• TASK DESCRIPTION:
Your task is to repeat the lines below exactly, excluding any pictures they contain.

• DATA EXTRACT:
□ □ □ □ □ □ □

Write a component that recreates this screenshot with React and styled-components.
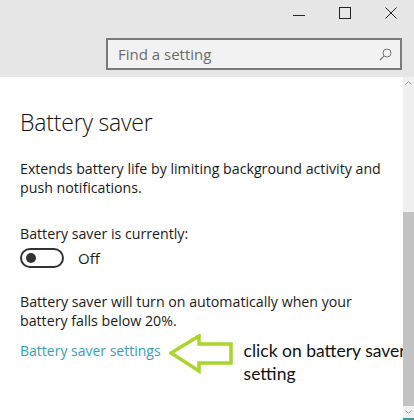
import React from 'react';
import styled, { createGlobalStyle } from 'styled-components';

const Global = createGlobalStyle`
  html, body {
    margin: 0;
    padding: 0;
    background: #ffffff;
  }
`;

const Window = styled.div`
  width: 414px;
  height: 420px;
  overflow: hidden;
  display: flex;
  flex-direction: column;
  font-family: "Open Sans", "Noto Sans", sans-serif;
  color: #1a1a1a;
  background: #fff;
`;

const Header = styled.header`
  height: 77px;
  flex: none;
  background: #e6e6e6;
  display: flex;
  flex-direction: column;
`;

const TitleBar = styled.div`
  height: 30px;
  display: flex;
  justify-content: flex-end;
`;

const WinButton = styled.div`
  width: 46px;
  height: 30px;
  display: flex;
  align-items: center;
  justify-content: center;
  margin-top: -2px;
`;

const SearchRow = styled.div`
  display: flex;
  justify-content: flex-end;
  padding: 8px 12px 0 0;
`;

const SearchBox = styled.div`
  width: 296px;
  height: 32px;
  box-sizing: border-box;
  border: 2px solid #7a7a7a;
  background: #f2f2f2;
  display: flex;
  align-items: center;
  justify-content: space-between;
  padding: 0 8px 0 10px;
`;

const Placeholder = styled.span`
  font-size: 15px;
  color: #6b6b6b;
`;

const Body = styled.div`
  flex: 1;
  display: flex;
  min-height: 0;
`;

const Content = styled.main`
  flex: 1;
  min-width: 0;
  padding: 28px 0 0 20px;
`;

const Title = styled.h1`
  margin: 0;
  font-size: 23px;
  font-weight: 300;
  line-height: 34px;
  letter-spacing: -0.2px;
  color: #111;
`;

const Text = styled.p`
  margin: ${p => p.$mt || 0}px 0 0;
  font-size: 14.2px;
  line-height: 19px;
  color: #1a1a1a;
  width: 370px;
`;

const ToggleRow = styled.div`
  display: flex;
  align-items: center;
  gap: 14px;
  margin-top: 5px;
`;

const Toggle = styled.div`
  width: 44px;
  height: 20px;
  box-sizing: border-box;
  border: 2px solid #333;
  border-radius: 10px;
  display: flex;
  align-items: center;
  padding-left: 4px;
`;

const Knob = styled.span`
  width: 10px;
  height: 10px;
  border-radius: 50%;
  background: #333;
`;

const State = styled.span`
  font-size: 15px;
  color: #1a1a1a;
`;

const LinkRow = styled.div`
  display: flex;
  align-items: flex-start;
  margin-top: 4px;
`;

const Link = styled.a`
  font-size: 14px;
  line-height: 22px;
  color: #3a9eb2;
  text-decoration: none;
  margin-top: 6px;
  white-space: nowrap;
`;

const Arrow = styled.svg`
  flex: none;
  margin-left: 8px;
`;

const Note = styled.div`
  font-family: Lato, "Open Sans", sans-serif;
  font-size: 17.5px;
  line-height: 23px;
  color: #111;
  margin: 5px 0 0 9px;
  white-space: nowrap;
  flex: none;
`;

const Scrollbar = styled.div`
  width: 11px;
  flex: none;
  background: #f0f0f0;
  display: flex;
  flex-direction: column;
  align-items: center;
  border-bottom: 2px solid #3f9a9c;
`;

const ScrollArrow = styled.svg`
  flex: none;
  margin: 4px 0;
`;

const Thumb = styled.div`
  width: 11px;
  height: 194px;
  margin-top: 123px;
  background: #c2c2c2;
`;

const Spacer = styled.div`
  flex: 1;
`;

export default function App() {
  return (
    <>
      <Global />
      <Window>
        <Header>
          <TitleBar>
            <WinButton>
              <svg width="12" height="12" viewBox="0 0 12 12"><path d="M0 8.5h12" stroke="#222" strokeWidth="1" /></svg>
            </WinButton>
            <WinButton>
              <svg width="12" height="12" viewBox="0 0 12 12"><rect x="0.5" y="0.5" width="11" height="11" fill="none" stroke="#222" strokeWidth="1" /></svg>
            </WinButton>
            <WinButton>
              <svg width="12" height="12" viewBox="0 0 12 12"><path d="M0.5 0.5l11 11M11.5 0.5l-11 11" stroke="#222" strokeWidth="1" /></svg>
            </WinButton>
          </TitleBar>
          <SearchRow>
            <SearchBox>
              <Placeholder>Find a setting</Placeholder>
              <svg width="13" height="13" viewBox="0 0 13 13">
                <circle cx="8" cy="5" r="4" fill="none" stroke="#777" strokeWidth="1" />
                <path d="M5.2 7.8L1 12" stroke="#777" strokeWidth="1.2" />
              </svg>
            </SearchBox>
          </SearchRow>
        </Header>
        <Body>
          <Content>
            <Title>Battery saver</Title>
            <Text $mt={20}>Extends battery life by limiting background activity and push notifications.</Text>
            <Text $mt={27}>Battery saver is currently:</Text>
            <ToggleRow>
              <Toggle><Knob /></Toggle>
              <State>Off</State>
            </ToggleRow>
            <Text $mt={24}>Battery saver will turn on automatically when your battery falls below 20%.</Text>
            <LinkRow>
              <Link href="#">Battery saver settings</Link>
              <Arrow width="66" height="40" viewBox="0 0 66 40">
                <path d="M2 19 L30 2 L30 10 L62 10 L62 29 L30 29 L30 37 Z" fill="none" stroke="#abd52a" strokeWidth="3.5" strokeLinejoin="miter" />
              </Arrow>
              <Note>click on battery saver<br />setting</Note>
            </LinkRow>
          </Content>
          <Scrollbar>
            <ScrollArrow width="7" height="4" viewBox="0 0 7 4"><path d="M0.5 3.5L3.5 0.5L6.5 3.5" fill="none" stroke="#999" /></ScrollArrow>
            <Thumb />
            <Spacer />
            <ScrollArrow width="7" height="4" viewBox="0 0 7 4"><path d="M0.5 0.5L3.5 3.5L6.5 0.5" fill="none" stroke="#999" /></ScrollArrow>
          </Scrollbar>
        </Body>
      </Window>
    </>
  );
}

□ □ □ □ □ □ □

• OUTPUT FOR THIS TASK:
Write a component that recreates this screenshot with React and styled-components.
import React from 'react';
import styled, { createGlobalStyle } from 'styled-components';

const Global = createGlobalStyle`
  html, body {
    margin: 0;
    padding: 0;
    background: #ffffff;
  }
`;

const Window = styled.div`
  width: 414px;
  height: 420px;
  overflow: hidden;
  display: flex;
  flex-direction: column;
  font-family: "Open Sans", "Noto Sans", sans-serif;
  color: #1a1a1a;
  background: #fff;
`;

const Header = styled.header`
  height: 77px;
  flex: none;
  background: #e6e6e6;
  display: flex;
  flex-direction: column;
`;

const TitleBar = styled.div`
  height: 30px;
  display: flex;
  justify-content: flex-end;
`;

const WinButton = styled.div`
  width: 46px;
  height: 30px;
  display: flex;
  align-items: center;
  justify-content: center;
  margin-top: -2px;
`;

const SearchRow = styled.div`
  display: flex;
  justify-content: flex-end;
  padding: 8px 12px 0 0;
`;

const SearchBox = styled.div`
  width: 296px;
  height: 32px;
  box-sizing: border-box;
  border: 2px solid #7a7a7a;
  background: #f2f2f2;
  display: flex;
  align-items: center;
  justify-content: space-between;
  padding: 0 8px 0 10px;
`;

const Placeholder = styled.span`
  font-size: 15px;
  color: #6b6b6b;
`;

const Body = styled.div`
  flex: 1;
  display: flex;
  min-height: 0;
`;

const Content = styled.main`
  flex: 1;
  min-width: 0;
  padding: 28px 0 0 20px;
`;

const Title = styled.h1`
  margin: 0;
  font-size: 23px;
  font-weight: 300;
  line-height: 34px;
  letter-spacing: -0.2px;
  color: #111;
`;

const Text = styled.p`
  margin: ${p => p.$mt || 0}px 0 0;
  font-size: 14.2px;
  line-height: 19px;
  color: #1a1a1a;
  width: 370px;
`;

const ToggleRow = styled.div`
  display: flex;
  align-items: center;
  gap: 14px;
  margin-top: 5px;
`;

const Toggle = styled.div`
  width: 44px;
  height: 20px;
  box-sizing: border-box;
  border: 2px solid #333;
  border-radius: 10px;
  display: flex;
  align-items: center;
  padding-left: 4px;
`;

const Knob = styled.span`
  width: 10px;
  height: 10px;
  border-radius: 50%;
  background: #333;
`;

const State = styled.span`
  font-size: 15px;
  color: #1a1a1a;
`;

const LinkRow = styled.div`
  display: flex;
  align-items: flex-start;
  margin-top: 4px;
`;

const Link = styled.a`
  font-size: 14px;
  line-height: 22px;
  color: #3a9eb2;
  text-decoration: none;
  margin-top: 6px;
  white-space: nowrap;
`;

const Arrow = styled.svg`
  flex: none;
  margin-left: 8px;
`;

const Note = styled.div`
  font-family: Lato, "Open Sans", sans-serif;
  font-size: 17.5px;
  line-height: 23px;
  color: #111;
  margin: 5px 0 0 9px;
  white-space: nowrap;
  flex: none;
`;

const Scrollbar = styled.div`
  width: 11px;
  flex: none;
  background: #f0f0f0;
  display: flex;
  flex-direction: column;
  align-items: center;
  border-bottom: 2px solid #3f9a9c;
`;

const ScrollArrow = styled.svg`
  flex: none;
  margin: 4px 0;
`;

const Thumb = styled.div`
  width: 11px;
  height: 194px;
  margin-top: 123px;
  background: #c2c2c2;
`;

const Spacer = styled.div`
  flex: 1;
`;

export default function App() {
  return (
    <>
      <Global />
      <Window>
        <Header>
          <TitleBar>
            <WinButton>
              <svg width="12" height="12" viewBox="0 0 12 12"><path d="M0 8.5h12" stroke="#222" strokeWidth="1" /></svg>
            </WinButton>
            <WinButton>
              <svg width="12" height="12" viewBox="0 0 12 12"><rect x="0.5" y="0.5" width="11" height="11" fill="none" stroke="#222" strokeWidth="1" /></svg>
            </WinButton>
            <WinButton>
              <svg width="12" height="12" viewBox="0 0 12 12"><path d="M0.5 0.5l11 11M11.5 0.5l-11 11" stroke="#222" strokeWidth="1" /></svg>
            </WinButton>
          </TitleBar>
          <SearchRow>
            <SearchBox>
              <Placeholder>Find a setting</Placeholder>
              <svg width="13" height="13" viewBox="0 0 13 13">
                <circle cx="8" cy="5" r="4" fill="none" stroke="#777" strokeWidth="1" />
                <path d="M5.2 7.8L1 12" stroke="#777" strokeWidth="1.2" />
              </svg>
            </SearchBox>
          </SearchRow>
        </Header>
        <Body>
          <Content>
            <Title>Battery saver</Title>
            <Text $mt={20}>Extends battery life by limiting background activity and push notifications.</Text>
            <Text $mt={27}>Battery saver is currently:</Text>
            <ToggleRow>
              <Toggle><Knob /></Toggle>
              <State>Off</State>
            </ToggleRow>
            <Text $mt={24}>Battery saver will turn on automatically when your battery falls below 20%.</Text>
            <LinkRow>
              <Link href="#">Battery saver settings</Link>
              <Arrow width="66" height="40" viewBox="0 0 66 40">
                <path d="M2 19 L30 2 L30 10 L62 10 L62 29 L30 29 L30 37 Z" fill="none" stroke="#abd52a" strokeWidth="3.5" strokeLinejoin="miter" />
              </Arrow>
              <Note>click on battery saver<br />setting</Note>
            </LinkRow>
          </Content>
          <Scrollbar>
            <ScrollArrow width="7" height="4" viewBox="0 0 7 4"><path d="M0.5 3.5L3.5 0.5L6.5 3.5" fill="none" stroke="#999" /></ScrollArrow>
            <Thumb />
            <Spacer />
            <ScrollArrow width="7" height="4" viewBox="0 0 7 4"><path d="M0.5 0.5L3.5 3.5L6.5 0.5" fill="none" stroke="#999" /></ScrollArrow>
          </Scrollbar>
        </Body>
      </Window>
    </>
  );
}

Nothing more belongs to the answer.